U.S. Pat. No. 5,709,732 to Prasad teaches a membrane separation method for purified oxygen gas (60-90% purity) using a three-stage membrane system, wherein air is first permeated, then compressed and permeated in two subsequent membrane stages, to provide purified oxygen as a permeated gas from the third stage. Prasad does not teach or suggest a membrane system for producing methane from biogas, nor specifies the membrane composition.
U.S. Pat. No. 6,168,649 to Jensvold, et al. teaches a three membrane stage system having two compressors for purifying xenon gas from oxygen, nitrogen, carbon dioxide, or mixtures thereof, using a membrane material having high selectivity for xenon. '649 is not concerned with providing high quality methane while simultaneously removing H2S, CO2 and other impurities.

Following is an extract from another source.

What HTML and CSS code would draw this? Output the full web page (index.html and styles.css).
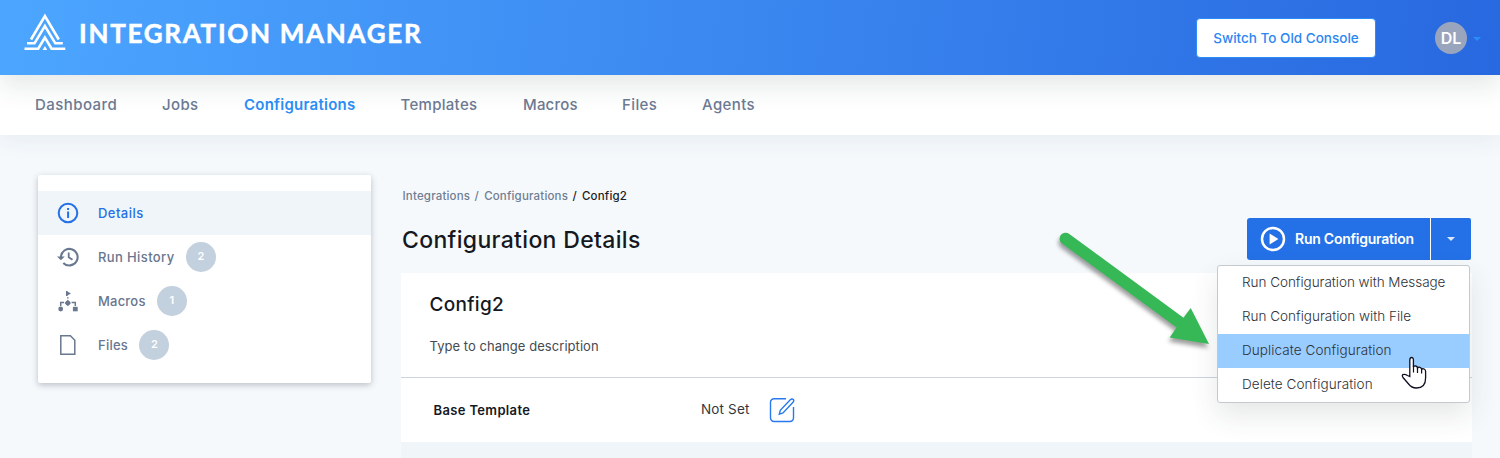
FILE: index.html
```html
<!DOCTYPE html>
<html lang="en">
<head>
<meta charset="utf-8">
<title>Integration Manager</title>
<link rel="stylesheet" href="styles.css">
</head>
<body>
<header class="topbar">
  <svg class="logo" width="42" height="38" viewBox="0 0 42 38">
    <g fill="none" stroke="#fff" stroke-width="2.6">
      <path d="M7 26.5L20.9 3L34.800 26.5"/>
      <path d="M3 30.300H10.500L20.900 13L31.300 30.300H38.800"/>
      <path d="M.5 35.700H14.200L20.900 24.500L27.600 35.700H41.300"/>
    </g>
    <path d="M18.600 37L20.900 33L23.200 37Z" fill="#fff"/>
  </svg>
  <div class="brand">INTEGRATION MANAGER</div>
  <button class="switch">Switch To Old Console</button>
  <div class="avatar">DL</div>
  <svg class="avatar-caret" width="8" height="4" viewBox="0 0 8 4"><path d="M0 0H8L4 4Z" fill="#2b8cf7"/></svg>
</header>
<nav class="nav">
  <a class="n1">Dashboard</a><a class="n2">Jobs</a><a class="n3 active">Configurations</a><a class="n4">Templates</a><a class="n5">Macros</a><a class="n6">Files</a><a class="n7">Agents</a>
</nav>
<div class="page">
  <aside class="side">
    <div class="item selected">
      <svg width="22" height="22" viewBox="0 0 22 22"><circle cx="11" cy="11" r="9.3" fill="none" stroke="#2470e6" stroke-width="2"/><path d="M10.1 6.1h2v2h-2zM10.1 9.6h2v6.4h-2z" fill="#2470e6"/></svg>
      <span class="s1">Details</span>
    </div>
    <div class="item">
      <svg width="22" height="22" viewBox="0 0 22 22"><path d="M4 11A8.300 8.300 0 1 1 6.3 16.900" fill="none" stroke="#69788f" stroke-width="2.1"/><path d="M0 10.600H7.800L3.900 14.200Z" fill="#69788f"/><path d="M11.7 6.6V11.2L15.5 13.8" fill="none" stroke="#69788f" stroke-width="1.8"/></svg>
      <span class="s2">Run History</span><b class="count">2</b>
    </div>
    <div class="item">
      <svg width="22" height="22" viewBox="0 0 22 22" fill="#69788f"><path d="M9 .8L14 3.500L9 6.200Z"/><path d="M10.800 9.800L14 13L10.800 16.200L7.600 13Z"/><circle cx="10.8" cy="13" r="2.300"/><circle cx="3.700" cy="19" r="2.400"/><rect x="15.9" y="16.800" width="4.800" height="4.500"/><path d="M9.700 1V6M10.800 7.200V8.600M3.700 16V12.600H7M14.600 12.600H18.300V16" fill="none" stroke="#69788f" stroke-width="1.5"/></svg>
      <span class="s3">Macros</span><b class="count">1</b>
    </div>
    <div class="item">
      <svg width="22" height="22" viewBox="0 0 22 22"><path d="M3.800 1.800H13.400L17.800 6.300V20.200H3.800Z" fill="none" stroke="#69788f" stroke-width="1.500"/></svg>
      <span class="s4">Files</span><b class="count">2</b>
    </div>
  </aside>
  <main class="main">
    <div class="crumbs"><a class="b1">Integrations</a><i>/</i><a class="b2">Configurations</a><i class="dark">/</i><span class="b3">Config2</span></div>
    <div class="heading">
      <h1>Configuration Details</h1>
      <div class="actions">
        <button class="run">
          <svg width="26" height="26" viewBox="0 0 26 26"><circle cx="13" cy="13" r="11" fill="none" stroke="#fff" stroke-width="2.5"/><path d="M9.6 7.6L18.4 13L9.6 18.4Z" fill="#fff"/></svg>
          <span>Run Configuration</span>
        </button>
        <button class="toggle"><svg width="8" height="4" viewBox="0 0 8 4"><path d="M0 0H8L4 4Z" fill="#dbe8fc"/></svg></button>
        <div class="menu">
          <a class="m1">Run Configuration with Message</a>
          <a class="m2">Run Configuration with File</a>
          <a class="m3 hover">Duplicate Configuration</a>
          <a class="m4">Delete Configuration</a>
        </div>
      </div>
    </div>
    <section class="card">
      <div class="intro"><h2>Config2</h2><p>Type to change description</p></div>
      <div class="row">
        <strong>Base Template</strong><span class="value">Not Set</span>
        <svg width="26" height="26" viewBox="0 0 26 26" fill="none" stroke="#2779ed" stroke-width="1.4"><path d="M17 1.700H5A3.500 3.500 0 0 0 1.500 5.200V21A3.500 3.500 0 0 0 5 24.500H21A3.500 3.500 0 0 0 24.500 21V10"/><path d="M10.300 17.200L11.300 13.300L21.500 2.600Q23 1.300 24.300 2.500Q25.300 3.900 24 5.300L14 15.900Z"/></svg>
      </div>
    </section>
    <div class="below"></div>
  </main>
</div>
<svg class="arrow" width="180" height="140" viewBox="1045 220 180 140"><path d="M1069.300 233.900L1183.500 317.800L1190.700 308L1209 344L1169.700 337.500L1176.600 327.500L1062 243.600A6 6 0 0 1 1069.300 233.900Z" fill="#37b856"/></svg>
<svg class="hand" width="28" height="34" viewBox="0 0 28 34"><path d="M9.800 20.500V4Q9.800 1.500 11.600 1.500T13.400 4V11Q14 9.600 15.700 10Q17.400 10.300 17.500 12Q18.600 10.800 20 11.400Q21.500 11.900 21.600 13.300Q22.500 12.400 24.200 13Q25.600 13.600 25.600 15.500V22Q25.600 32 16.500 32Q11.500 32 8.600 28L3 21.500Q1.500 19 3.300 18.500Q5 17.900 7.500 19.500Z" fill="#fff" stroke="#101020" stroke-width="1.300"/><path d="M13.500 10V16.500M17.500 12V17M21.600 13V17.500" stroke="#101020" stroke-width="1.200"/></svg>
</body>
</html>
```
FILE: styles.css
```css
* { box-sizing: border-box; }
body { margin: 0; height: 458px; overflow: hidden; background: #f5f9fc; font-family: Inter, "Liberation Sans", sans-serif; color: #15191f; white-space: nowrap; }
button { font: inherit; border: 0; padding: 0; }
h1, h2, p { margin: 0; }
svg { flex: none; }
.topbar { position: relative; z-index: 2; height: 75px; display: flex; align-items: flex-start; background: linear-gradient(98deg, #4ca6ff 0%, #2868e0 100%); box-shadow: 0 12px 24px rgba(40, 60, 60, .11); }
.logo { margin: 13px 0 0 24px; }
.brand { flex: none; margin-left: 13px; padding-top: 17px; width: 1117px; color: #fff; font: 700 26px/32px Lato, sans-serif; letter-spacing: 1.700px; -webkit-text-stroke: .5px #fff; }
.switch { margin-top: 18px; width: 180px; height: 40px; border: 1px solid #2b8df7; border-radius: 4px; background: #fff; color: #2b86f2; font-size: 13.500px; font-weight: 500; flex: none; padding-bottom: 1px; }
.avatar { flex: none; margin: 22px 6px 0 59px; width: 32px; height: 32px; border-radius: 50%; background: #99a5bd; color: #fff; font-weight: 600; font-size: 16px; line-height: 33px; text-align: center; }
.avatar-caret { margin-top: 37px; }
.nav { height: 60px; display: flex; align-items: center; gap: 45px; padding: 0 35px 2px; background: #fff; box-shadow: 0 4px 24px rgba(40, 60, 80, .07); font-size: 15px; font-weight: 500; color: #6d7a93; }
.n1 { width: 82px; letter-spacing: .45px; }
.n2 { width: 37px; letter-spacing: .35px; }
.n3 { width: 111.500px; letter-spacing: .25px; }
.n4 { width: 77.500px; letter-spacing: .3px; }
.n5 { width: 54px; letter-spacing: .2px; }
.n6 { width: 35px; letter-spacing: .4px; }
.n7 { letter-spacing: .4px; }
.active { color: #2b8ff5; font-weight: 600; }
.page { display: flex; align-items: flex-start; gap: 30px; padding: 40px 28px 0 38px; }
.side { width: 333px; height: 208px; padding-top: 16px; background: #fff; border-radius: 2px; box-shadow: 0 2px 6px rgba(50, 60, 75, .3); flex: none; font-size: 13px; font-weight: 500; color: #68768e; }
.item { height: 44px; display: flex; align-items: center; padding-left: 19px; }
.item span { margin-left: 19px; }
.selected { background: #f0f5f9; color: #2470e6; }
.s1 { letter-spacing: .45px; }
.s2 { letter-spacing: .38px; }
.s3 { letter-spacing: .2px; }
.s4 { letter-spacing: .25px; }
.count { width: 30px; height: 30px; margin-left: 11.300px; border-radius: 50%; background: #c3d0de; color: #fff; font-size: 11px; line-height: 29px; text-align: center; font-weight: 600; }
.main { width: 1071px; }
.crumbs { display: flex; margin-top: 13px; padding-left: 1.500px; height: 16px; line-height: 16px; font-size: 11.500px; font-weight: 500; letter-spacing: .18px; color: #707d93; }
.crumbs i { font-style: normal; margin: 0 5.200px 0 4.300px; }
.crumbs .dark, .b3 { color: #1b1f26; }
.heading { height: 42px; margin: 14px 0 13px; display: flex; align-items: center; justify-content: space-between; }
h1 { font-size: 23px; line-height: 30px; font-weight: 500; letter-spacing: .33px; padding-left: 1px; margin-top: 2px; }
.actions { position: relative; display: flex; gap: 1px; height: 42px; margin-right: 1px; }
.run, .toggle { background: #2470e6; color: #fff; display: flex; align-items: center; }
.run { width: 183px; border-radius: 3px 0 0 3px; padding-left: 13px; font-size: 14px; font-weight: 600; letter-spacing: -.24px; }
.run span { margin: -1px 0 0 9px; }
.toggle { width: 40px; justify-content: center; border-radius: 0 2px 2px 0; box-shadow: -1px 0 0 #fff; }
.menu { position: absolute; z-index: 3; top: 47px; right: 1px; width: 253px; height: 138px; border: 1px solid #c3c9cd; border-radius: 3px; background: #fff; box-shadow: 0 12px 28px rgba(40, 60, 60, .12); font-size: 13.500px; font-weight: 300; color: #2d3237; }
.menu a { display: block; height: 34px; line-height: 33px; padding-left: 24px; }
.menu .m1 { letter-spacing: -.03px; }
.menu .m3, .menu .m4 { letter-spacing: .08px; }
.menu .hover { background: #99ccff; }
.card { background: #fff; }
.intro { height: 105px; padding: 20px 29px 0 28.500px; border-bottom: 1px solid #ccd4df; }
h2 { font-size: 19px; line-height: 24px; font-weight: 500; letter-spacing: .3px; }
.intro p { margin-top: 20px; font-size: 13px; line-height: 18px; letter-spacing: .05px; color: #444b51; }
.row { height: 64px; display: flex; align-items: center; padding-left: 32.500px; font-size: 13.500px; }
.row strong { width: 267.500px; font-size: 13px; font-weight: 600; letter-spacing: .35px; }
.value { width: 68px; margin-top: -2px; letter-spacing: .15px; color: #33383d; }
.below { height: 20px; background: #f0f5f9; }
.arrow { position: absolute; z-index: 4; left: 1045px; top: 220px; filter: drop-shadow(-1px 4px 2px rgba(0, 0, 0, .38)); }
.hand { position: absolute; z-index: 5; left: 1400px; top: 356px; }
```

Therefore, there remains a need for processing biogas or landfill gas at low cost for green field projects or for improving an existing system in order to achieve high recovery of methane of at least 98%. There also remains a need for processing biogas or landfill gas at low cost that includes removal of acid gases such as H2S in order to produce methane gas suitable for utility pipeline delivery with minimal pretreatment.